We began our winter programming with “the first crop of the season”, teaching a 3 part series on maple syrup production. We spent time in the “sugar bush”, tapping trees, boiling, canning, and candy making. After tapping a tree, one of the participants who were ecstatic to be outside, looked over at her husband and declared, “Our jobs are LAME. We don’t DO ANYTHING!” I thought, “Well that sounds like a personal paradigm shift to me, a fundamental change in the underlying assumption that the path from the school desk to office desk has a happy ending”. This particular couple, and several others, have continued to return to the land for a dose of rural renewal and “real life”.
Our spring curriculum started with a workshop on foraging for wild edibles. We talked about foraging safety and plant identification before hiking the farm and collecting a plethora of greens, flowers, stalks, and roots. Participants were so curious and downright fascinated by all of the things they could find to eat in the woods. They were firing off questions faster than we could answer them. At the end of the hike, we prepared a 5-course wild-crafted meal that shifted some opinions about wild foods. One comment that came up a few times was the mini epiphany that these foods were free and plentiful. Participants recognized foraging as something that could literally save their lives if they were lost in the woods or staring at empty grocery shelves. That simple, yet vital, connection to the land can drastically shift the way we perceive our dependence on our environment as well as purchased goods.
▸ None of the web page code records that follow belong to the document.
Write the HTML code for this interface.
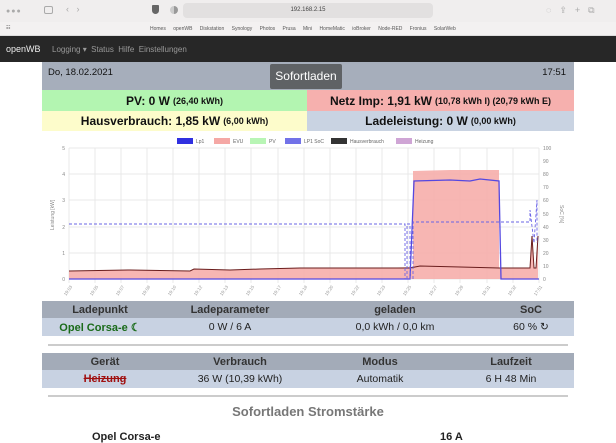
<!DOCTYPE html>
<html><head><meta charset="utf-8"><style>
*{margin:0;padding:0;box-sizing:border-box}
body{width:616px;height:436px;overflow:hidden;background:#fff;font-family:"Liberation Sans",sans-serif;position:relative}
.abs{position:absolute}
.tb{left:0;top:0;width:616px;height:22px;background:#f0eeee}
.bm{left:0;top:22px;width:616px;height:14px;background:#f3f1f1;border-bottom:1px solid #ddd;font-size:5px;color:#555}
.nav{left:0;top:36px;width:616px;height:26px;background:#272727;color:#999;font-size:8px}
.c{left:42px;width:532px}
.cell{position:absolute;display:flex;align-items:center;justify-content:center;font-weight:bold;font-size:12px;color:#111}
.cell small{font-size:9px;margin-left:3px}
table{border-collapse:collapse;width:532px;font-size:10.5px;text-align:center;table-layout:fixed}
th{background:#a3abb8;color:#333;height:17px;font-weight:bold;font-size:11px}
td{background:#c8d2e2;color:#222;height:18px}
.hr{height:2px;background:#ccc;left:48px;width:520px}
</style></head><body>
<div class="abs tb">
 <div class="abs" style="left:6px;top:8px;font-size:7px;color:#aaa;letter-spacing:1px">●●●</div>
 <div class="abs" style="left:44px;top:6px;width:9px;height:8px;border:1px solid #aaa;border-radius:2px"></div>
 <div class="abs" style="left:66px;top:4px;font-size:9px;color:#aaa">‹ &nbsp; ›</div>
 <div class="abs" style="left:152px;top:5px;width:7px;height:9px;background:#666;border-radius:1px 1px 4px 4px"></div>
 <div class="abs" style="left:170px;top:6px;width:8px;height:8px;border-radius:50%;background:linear-gradient(90deg,#ccc 50%,#999 50%)"></div>
 <div class="abs" style="left:183px;top:3px;width:250px;height:15px;background:#e2e0e0;border-radius:4px;font-size:6px;text-align:center;line-height:15px;color:#444">192.168.2.15</div>
 <div class="abs" style="left:546px;top:5px;font-size:9px;color:#aaa;letter-spacing:8px">◌⇪+⧉</div>
</div>
<div class="abs bm"><span class="abs" style="left:6px;top:3px">☷</span><span class="abs" style="left:150px;top:4px;word-spacing:6px">Homes openWB Diskstation Synology&nbsp;Photos Prusa&nbsp;Mini HomeMatic ioBroker Node-RED Fronius SolarWeb</span></div>
<div class="abs nav"><span class="abs" style="left:6px;top:8px;color:#eee;font-size:9px">openWB</span><span class="abs" style="left:52px;top:9px">Logging ▾ &nbsp;Status &nbsp;Hilfe &nbsp;Einstellungen</span></div>

<div class="abs c" style="top:62px;height:28px;background:#a6aebb">
 <span class="abs" style="left:6px;top:5px;font-size:9.5px;color:#111">Do, 18.02.2021</span>
 <div class="abs" style="left:228px;top:2px;width:72px;height:25px;background:#5f6265;color:#fff;font-size:12px;text-align:center;line-height:25px;border-radius:2px">Sofortladen</div>
 <span class="abs" style="right:8px;top:5px;font-size:9.5px;color:#111">17:51</span>
</div>
<div class="cell" style="left:42px;top:90px;width:265px;height:21px;background:#b3f5b1">PV: 0 W<small>(26,40 kWh)</small></div>
<div class="cell" style="left:307px;top:90px;width:267px;height:21px;background:#f6b0ae">Netz Imp: 1,91 kW<small>(10,78 kWh I) (20,79 kWh E)</small></div>
<div class="cell" style="left:42px;top:111px;width:265px;height:20px;background:#fdfccb">Hausverbrauch: 1,85 kW<small>(6,00 kWh)</small></div>
<div class="cell" style="left:307px;top:111px;width:267px;height:20px;background:#c9d3e2">Ladeleistung: 0 W<small>(0,00 kWh)</small></div>

<svg class="abs" style="left:0;top:132px" width="616" height="168" viewBox="0 132 616 168" font-family="Liberation Sans" font-size="5">
 <g>
  <rect x="177" y="138" width="16" height="6" fill="#3030e0"/><text x="196" y="143" fill="#666">Lp1</text>
  <rect x="214" y="138" width="16" height="6" fill="#f5a8a5"/><text x="233" y="143" fill="#666">EVU</text>
  <rect x="250" y="138" width="16" height="6" fill="#b8f5b5"/><text x="269" y="143" fill="#666">PV</text>
  <rect x="285" y="138" width="16" height="6" fill="#7272e8"/><text x="304" y="143" fill="#666">LP1 SoC</text>
  <rect x="331" y="138" width="16" height="6" fill="#333"/><text x="350" y="143" fill="#666">Hausverbrauch</text>
  <rect x="396" y="138" width="16" height="6" fill="#cfa5d5"/><text x="415" y="143" fill="#666">Heizung</text>
 </g>
 <g stroke="#e2e2e2" stroke-width="0.7">
  <line x1="69" y1="148" x2="539" y2="148"/><line x1="69" y1="174" x2="539" y2="174"/><line x1="69" y1="200" x2="539" y2="200"/><line x1="69" y1="227" x2="539" y2="227"/><line x1="69" y1="253" x2="539" y2="253"/><line x1="69" y1="279" x2="539" y2="279"/>
  <path d="M69 148V283M95 148V283M121 148V283M147 148V283M173 148V283M199 148V283M225 148V283M251 148V283M278 148V283M304 148V283M330 148V283M356 148V283M382 148V283M408 148V283M434 148V283M460 148V283M487 148V283M513 148V283M539 148V283"/>
 </g>
 <path d="M69 271L130 270L190 271L194 269L230 270L260 269L300 268L380 268L413 267V171L450 170L499 170V268L530 268L532 236L534 268L536 268L538 236V279H69Z" fill="#f6aeab" fill-opacity="0.9"/>
 <path d="M69 271L130 270L190 271L194 269L230 270L260 269L300 268L410 268L420 266L460 267L499 268L530 268L532 236L534 268L536 268L538 236" fill="none" stroke="#6a1d1d" stroke-width="1"/>
 <path d="M69 279H410L414 181L450 180L470 181L480 179L499 181L501 279H539" fill="none" stroke="#5548e0" stroke-width="1.3"/>
 <path d="M69 224H405V279M407 279V224H410V279M413 279V222H530V210L534 243L537 200V243" fill="none" stroke="#6a64e6" stroke-width="0.9" stroke-dasharray="3,2"/>
 <g fill="#888" text-anchor="end"><text x="65" y="150">5</text><text x="65" y="176">4</text><text x="65" y="202">3</text><text x="65" y="229">2</text><text x="65" y="255">1</text><text x="65" y="281">0</text></g>
 <g fill="#888"><text x="543" y="150">100</text><text x="543" y="163">90</text><text x="543" y="176">80</text><text x="543" y="189">70</text><text x="543" y="202">60</text><text x="543" y="216">50</text><text x="543" y="229">40</text><text x="543" y="242">30</text><text x="543" y="255">20</text><text x="543" y="268">10</text><text x="543" y="281">0</text></g>
 <text transform="translate(54 230) rotate(-90)" fill="#888" font-size="5">Leistung [kW]</text>
 <text transform="translate(560 205) rotate(90)" fill="#888" font-size="5">SoC [%]</text>
 <g fill="#999" font-size="4.5">
  <text transform="translate(66 296) rotate(-55)">19:03</text><text transform="translate(92 296) rotate(-55)">19:05</text><text transform="translate(118 296) rotate(-55)">19:07</text><text transform="translate(144 296) rotate(-55)">19:08</text><text transform="translate(170 296) rotate(-55)">19:10</text><text transform="translate(196 296) rotate(-55)">19:12</text><text transform="translate(222 296) rotate(-55)">19:13</text><text transform="translate(248 296) rotate(-55)">19:15</text><text transform="translate(275 296) rotate(-55)">19:17</text><text transform="translate(301 296) rotate(-55)">19:18</text><text transform="translate(327 296) rotate(-55)">19:20</text><text transform="translate(353 296) rotate(-55)">19:22</text><text transform="translate(379 296) rotate(-55)">19:23</text><text transform="translate(405 296) rotate(-55)">19:25</text><text transform="translate(431 296) rotate(-55)">19:27</text><text transform="translate(457 296) rotate(-55)">19:29</text><text transform="translate(484 296) rotate(-55)">19:31</text><text transform="translate(510 296) rotate(-55)">19:32</text><text transform="translate(536 296) rotate(-55)">17:51</text>
 </g>
</svg>

<div class="abs c" style="top:301px"><table>
<colgroup><col style="width:116px"><col style="width:144px"><col style="width:186px"><col style="width:86px"></colgroup>
<tr><th>Ladepunkt</th><th>Ladeparameter</th><th>geladen</th><th>SoC</th></tr>
<tr><td style="color:#1a6b1a;font-weight:bold;font-size:11px">Opel Corsa-e ☾</td><td>0 W / 6 A</td><td>0,0 kWh / 0,0 km</td><td>60 % ↻</td></tr></table></div>
<div class="abs hr" style="top:344px"></div>
<div class="abs c" style="top:353px"><table>
<colgroup><col style="width:126px"><col style="width:144px"><col style="width:136px"><col style="width:126px"></colgroup>
<tr><th>Gerät</th><th>Verbrauch</th><th>Modus</th><th>Laufzeit</th></tr>
<tr><td style="color:#a01010;font-weight:bold;text-decoration:line-through;font-size:11px">Heizung</td><td>36 W (10,39 kWh)</td><td>Automatik</td><td>6 H 48 Min</td></tr></table></div>
<div class="abs hr" style="top:395px"></div>
<div class="abs" style="left:0;width:616px;top:404px;text-align:center;font-size:13px;font-weight:bold;color:#777">Sofortladen Stromstärke</div>
<div class="abs" style="left:92px;top:431px;font-size:11px;font-weight:bold;color:#222">Opel Corsa-e</div>
<div class="abs" style="left:440px;top:431px;font-size:11px;font-weight:bold;color:#222">16 A</div>
</body></html>
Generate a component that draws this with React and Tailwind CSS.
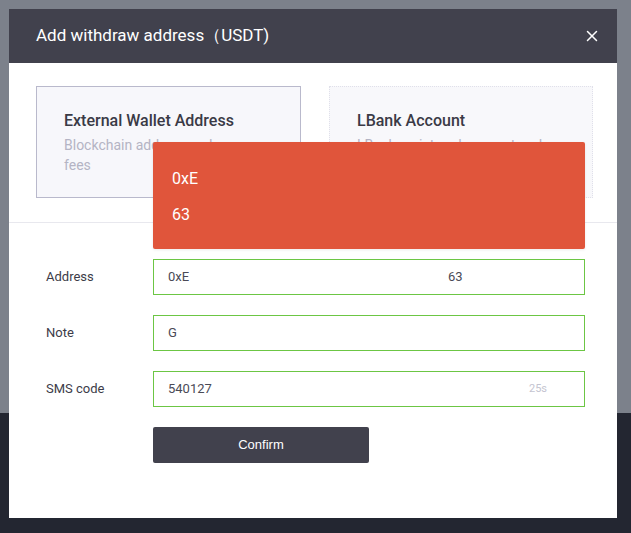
import { X } from 'lucide-react'

const font = { fontFamily: 'Roboto, "Noto Sans", sans-serif' }

function Field({ label, children }) {
  return (
    <div className="flex items-center">
      <div className="w-[144px] shrink-0 pl-[37px] text-[13px] text-[#3c3c48]">{label}</div>
      <div className="flex h-[36px] w-[432px] items-center border border-[#6cc644] pr-[37px] pl-[14px] text-[13px] text-[#4a4a56]">
        {children}
      </div>
    </div>
  )
}

export default function App() {
  return (
    <div className="relative h-[533px] w-[631px] overflow-hidden font-['Roboto',sans-serif]">
      {/* Page behind the backdrop */}
      <div className="flex h-full flex-col">
        <div className="h-[413px] bg-[#7c818b]" />
        <div className="flex-1 bg-[#232631]" />
      </div>

      {/* Modal */}
      <div className="absolute top-[9px] left-[9px] flex h-[509px] w-[608px] flex-col bg-white">
        <div className="flex h-[54px] items-center justify-between bg-[#41414d] pr-[16px] pl-[27px]">
          <h2 className="text-[17px] font-normal text-white">Add withdraw address（USDT)</h2>
          <X className="h-[18px] w-[18px] text-white" strokeWidth={2} />
        </div>

        <div className="flex gap-[28px] pt-[23px] pr-[24px] pb-[24px] pl-[27px]">
          <div className="h-[112px] w-[265px] border border-[#b9b9cc] bg-[#f7f7fb] pt-[22px] pl-[27px]">
            <div className="text-[16px] font-medium text-[#3a3a46]">External Wallet Address</div>
            <div className="mt-[2px] text-[14px] leading-[20px] text-[#b4b4c4]">
              Blockchain address and pay<br />fees
            </div>
          </div>
          <div className="h-[112px] w-[264px] border border-dotted border-[#e0e0ea] bg-[#f8f8fb] pt-[22px] pl-[27px]">
            <div className="text-[16px] font-medium text-[#3a3a46]">LBank Account</div>
            <div className="mt-[2px] text-[14px] leading-[20px] text-[#b4b4c4]">
              LBank registered account and
            </div>
          </div>
        </div>

        <div className="h-px bg-[#e8e8ee]" />

        <div className="flex flex-col gap-[20px] pt-[36px]">
          <Field label="Address">
            <span className="w-[280px]">0xE</span>
            <span>63</span>
          </Field>
          <Field label="Note">G</Field>
          <Field label="SMS code">
            <span className="flex-1">540127</span>
            <span className="text-[11px] text-[#c4c4d0]">25s</span>
          </Field>
          <div className="pl-[144px]">
            <button
              className="h-[36px] w-[216px] rounded-[2px] bg-[#41414d] text-[13px] text-white"
              style={{ fontFamily: '"Liberation Sans", Arial, sans-serif' }}
            >
              Confirm
            </button>
          </div>
        </div>
      </div>

      {/* Error tooltip over the cards */}
      <div
        className="absolute top-[142px] left-[153px] flex h-[107px] w-[432px] flex-col gap-[14px] rounded-[2px] bg-[#e0553b] pt-[26px] pl-[19px] text-[16px] leading-[22px] text-white shadow-[0_1px_3px_rgba(0,0,0,0.08)]"
        style={font}
      >
        <span>0xE</span>
        <span>63</span>
      </div>
    </div>
  )
}
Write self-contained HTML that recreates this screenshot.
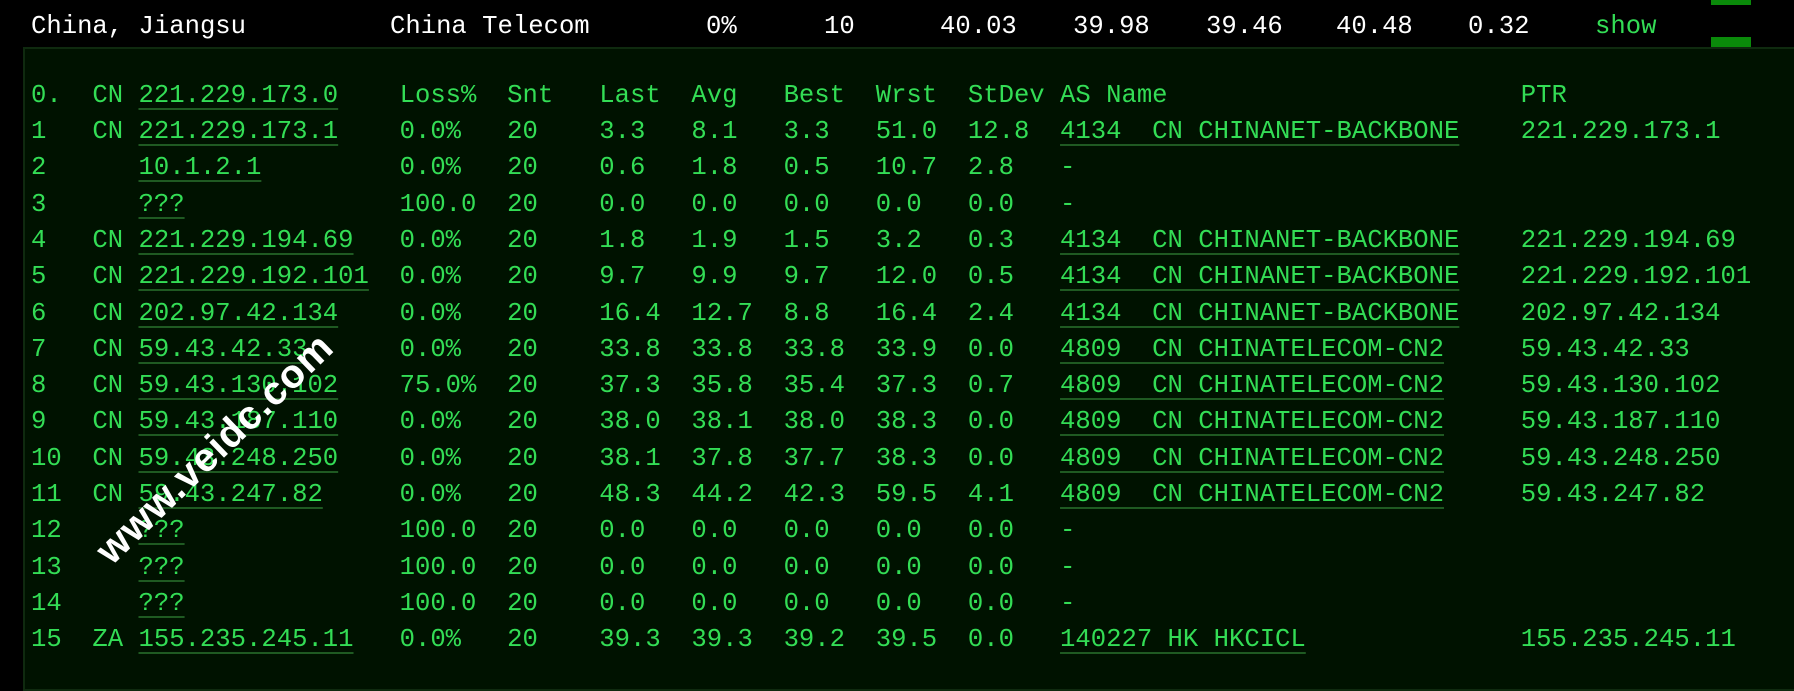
<!DOCTYPE html>
<html><head><meta charset="utf-8"><style>
*{margin:0;padding:0}
body{width:1794px;height:680px;background:#000;position:relative;overflow:hidden;font-family:"Liberation Mono",monospace;font-size:25.6px}
.top{position:absolute;left:31px;top:12px;height:34px;color:#fff;width:1700px}
.top span{position:absolute;top:0;white-space:pre}
.bar{position:absolute;left:1711px;width:40px;background:#0a8a0a}
.panel{position:absolute;left:23px;top:47px;width:1780px;height:640px;background:#001200;border:2px solid #0f2a0f}
.r{position:absolute;left:31px;height:36px;line-height:36px;color:#33dd55;width:1760px}
.r i{position:absolute;top:0;font-style:normal;white-space:pre}
.u{text-decoration:underline;text-decoration-color:#1f5a22;text-decoration-thickness:2px;text-underline-offset:6px}
.c0{left:0}.c1{left:4ch}.c2{left:7ch}.c3{left:24ch}.c4{left:31ch}.c5{left:37ch}.c6{left:43ch}.c7{left:49ch}.c8{left:55ch}.c9{left:61ch}.c10{left:67ch}.c11{left:97ch}
.wm{position:absolute;left:215px;top:449px;transform:translate(-50%,-50%) rotate(-44deg);color:#fff;font-family:"Liberation Sans",sans-serif;font-weight:bold;font-size:40px;white-space:nowrap;letter-spacing:1px}
</style></head><body>
<div class="bar" style="top:0;height:5px"></div>
<div class="bar" style="top:37px;height:10px"></div>
<div class="top">
<span style="left:0">China, Jiangsu</span>
<span style="left:359px">China Telecom</span>
<span style="left:675px">0%</span>
<span style="left:793px">10</span>
<span style="left:909px">40.03</span>
<span style="left:1042px">39.98</span>
<span style="left:1175px">39.46</span>
<span style="left:1305px">40.48</span>
<span style="left:1437px">0.32</span>
<span style="left:1564px;color:#33dd55">show</span>
</div>
<div class="panel"></div>

<div class="r" style="top:78px"><i class="c0">0.</i><i class="c1">CN</i><i class="c2 u">221.229.173.0</i><i class="c3">Loss%</i><i class="c4">Snt</i><i class="c5">Last</i><i class="c6">Avg</i><i class="c7">Best</i><i class="c8">Wrst</i><i class="c9">StDev</i><i class="c10">AS Name</i><i class="c11">PTR</i></div>
<div class="r" style="top:114px"><i class="c0">1</i><i class="c1">CN</i><i class="c2 u">221.229.173.1</i><i class="c3">0.0%</i><i class="c4">20</i><i class="c5">3.3</i><i class="c6">8.1</i><i class="c7">3.3</i><i class="c8">51.0</i><i class="c9">12.8</i><i class="c10 u">4134  CN CHINANET-BACKBONE</i><i class="c11">221.229.173.1</i></div>
<div class="r" style="top:150px"><i class="c0">2</i><i class="c2 u">10.1.2.1</i><i class="c3">0.0%</i><i class="c4">20</i><i class="c5">0.6</i><i class="c6">1.8</i><i class="c7">0.5</i><i class="c8">10.7</i><i class="c9">2.8</i><i class="c10">-</i></div>
<div class="r" style="top:187px"><i class="c0">3</i><i class="c2 u">???</i><i class="c3">100.0</i><i class="c4">20</i><i class="c5">0.0</i><i class="c6">0.0</i><i class="c7">0.0</i><i class="c8">0.0</i><i class="c9">0.0</i><i class="c10">-</i></div>
<div class="r" style="top:223px"><i class="c0">4</i><i class="c1">CN</i><i class="c2 u">221.229.194.69</i><i class="c3">0.0%</i><i class="c4">20</i><i class="c5">1.8</i><i class="c6">1.9</i><i class="c7">1.5</i><i class="c8">3.2</i><i class="c9">0.3</i><i class="c10 u">4134  CN CHINANET-BACKBONE</i><i class="c11">221.229.194.69</i></div>
<div class="r" style="top:259px"><i class="c0">5</i><i class="c1">CN</i><i class="c2 u">221.229.192.101</i><i class="c3">0.0%</i><i class="c4">20</i><i class="c5">9.7</i><i class="c6">9.9</i><i class="c7">9.7</i><i class="c8">12.0</i><i class="c9">0.5</i><i class="c10 u">4134  CN CHINANET-BACKBONE</i><i class="c11">221.229.192.101</i></div>
<div class="r" style="top:296px"><i class="c0">6</i><i class="c1">CN</i><i class="c2 u">202.97.42.134</i><i class="c3">0.0%</i><i class="c4">20</i><i class="c5">16.4</i><i class="c6">12.7</i><i class="c7">8.8</i><i class="c8">16.4</i><i class="c9">2.4</i><i class="c10 u">4134  CN CHINANET-BACKBONE</i><i class="c11">202.97.42.134</i></div>
<div class="r" style="top:332px"><i class="c0">7</i><i class="c1">CN</i><i class="c2 u">59.43.42.33</i><i class="c3">0.0%</i><i class="c4">20</i><i class="c5">33.8</i><i class="c6">33.8</i><i class="c7">33.8</i><i class="c8">33.9</i><i class="c9">0.0</i><i class="c10 u">4809  CN CHINATELECOM-CN2</i><i class="c11">59.43.42.33</i></div>
<div class="r" style="top:368px"><i class="c0">8</i><i class="c1">CN</i><i class="c2 u">59.43.130.102</i><i class="c3">75.0%</i><i class="c4">20</i><i class="c5">37.3</i><i class="c6">35.8</i><i class="c7">35.4</i><i class="c8">37.3</i><i class="c9">0.7</i><i class="c10 u">4809  CN CHINATELECOM-CN2</i><i class="c11">59.43.130.102</i></div>
<div class="r" style="top:404px"><i class="c0">9</i><i class="c1">CN</i><i class="c2 u">59.43.187.110</i><i class="c3">0.0%</i><i class="c4">20</i><i class="c5">38.0</i><i class="c6">38.1</i><i class="c7">38.0</i><i class="c8">38.3</i><i class="c9">0.0</i><i class="c10 u">4809  CN CHINATELECOM-CN2</i><i class="c11">59.43.187.110</i></div>
<div class="r" style="top:441px"><i class="c0">10</i><i class="c1">CN</i><i class="c2 u">59.43.248.250</i><i class="c3">0.0%</i><i class="c4">20</i><i class="c5">38.1</i><i class="c6">37.8</i><i class="c7">37.7</i><i class="c8">38.3</i><i class="c9">0.0</i><i class="c10 u">4809  CN CHINATELECOM-CN2</i><i class="c11">59.43.248.250</i></div>
<div class="r" style="top:477px"><i class="c0">11</i><i class="c1">CN</i><i class="c2 u">59.43.247.82</i><i class="c3">0.0%</i><i class="c4">20</i><i class="c5">48.3</i><i class="c6">44.2</i><i class="c7">42.3</i><i class="c8">59.5</i><i class="c9">4.1</i><i class="c10 u">4809  CN CHINATELECOM-CN2</i><i class="c11">59.43.247.82</i></div>
<div class="r" style="top:513px"><i class="c0">12</i><i class="c2 u">???</i><i class="c3">100.0</i><i class="c4">20</i><i class="c5">0.0</i><i class="c6">0.0</i><i class="c7">0.0</i><i class="c8">0.0</i><i class="c9">0.0</i><i class="c10">-</i></div>
<div class="r" style="top:550px"><i class="c0">13</i><i class="c2 u">???</i><i class="c3">100.0</i><i class="c4">20</i><i class="c5">0.0</i><i class="c6">0.0</i><i class="c7">0.0</i><i class="c8">0.0</i><i class="c9">0.0</i><i class="c10">-</i></div>
<div class="r" style="top:586px"><i class="c0">14</i><i class="c2 u">???</i><i class="c3">100.0</i><i class="c4">20</i><i class="c5">0.0</i><i class="c6">0.0</i><i class="c7">0.0</i><i class="c8">0.0</i><i class="c9">0.0</i><i class="c10">-</i></div>
<div class="r" style="top:622px"><i class="c0">15</i><i class="c1">ZA</i><i class="c2 u">155.235.245.11</i><i class="c3">0.0%</i><i class="c4">20</i><i class="c5">39.3</i><i class="c6">39.3</i><i class="c7">39.2</i><i class="c8">39.5</i><i class="c9">0.0</i><i class="c10 u">140227 HK HKCICL</i><i class="c11">155.235.245.11</i></div>

<div class="wm">www.veidc.com</div>
</body></html>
In May, we led a workshop on perennials in agriculture which looked at the benefits of investing in permaculture. We discussed how the chemical annual cropping systems are eroding the soil and contaminating rural drinking water across the country, and the fact that there is indeed a better way. Then we led a hike around the farm to the diverse perennial crops at Keewaydin including asparagus, hazelnuts, rhubarb, culinary herbs, and a variety of berries and fruit trees. After we shared a perennial-focused picnic, participants had an opportunity to take part in planting Aronia berries as part of developing an edible trails project. At the end of the class, participants hung out on the farm, getting names and numbers to connect with each other and asking lingering questions. I started to see a glimpse of the shifting perceptions and supportive social circles we’re aiming to create, and it brings me so much joy.
This is only the beginning. We are just getting started, and already I have experienced an outpouring of positive feedback from participants. Each time we put on a workshop, I witness how much people need these experiences. I see how much it means to folks to have wild spaces to explore. I hear the sincerity of the gratitude for an offering of a unique connection to the land, and I feel more and more that this connection is a vital piece of holistic wellbeing. At Driftless Curiosity, we’re developing new ways of identifying with the land, ourselves, and each other. Are you curious?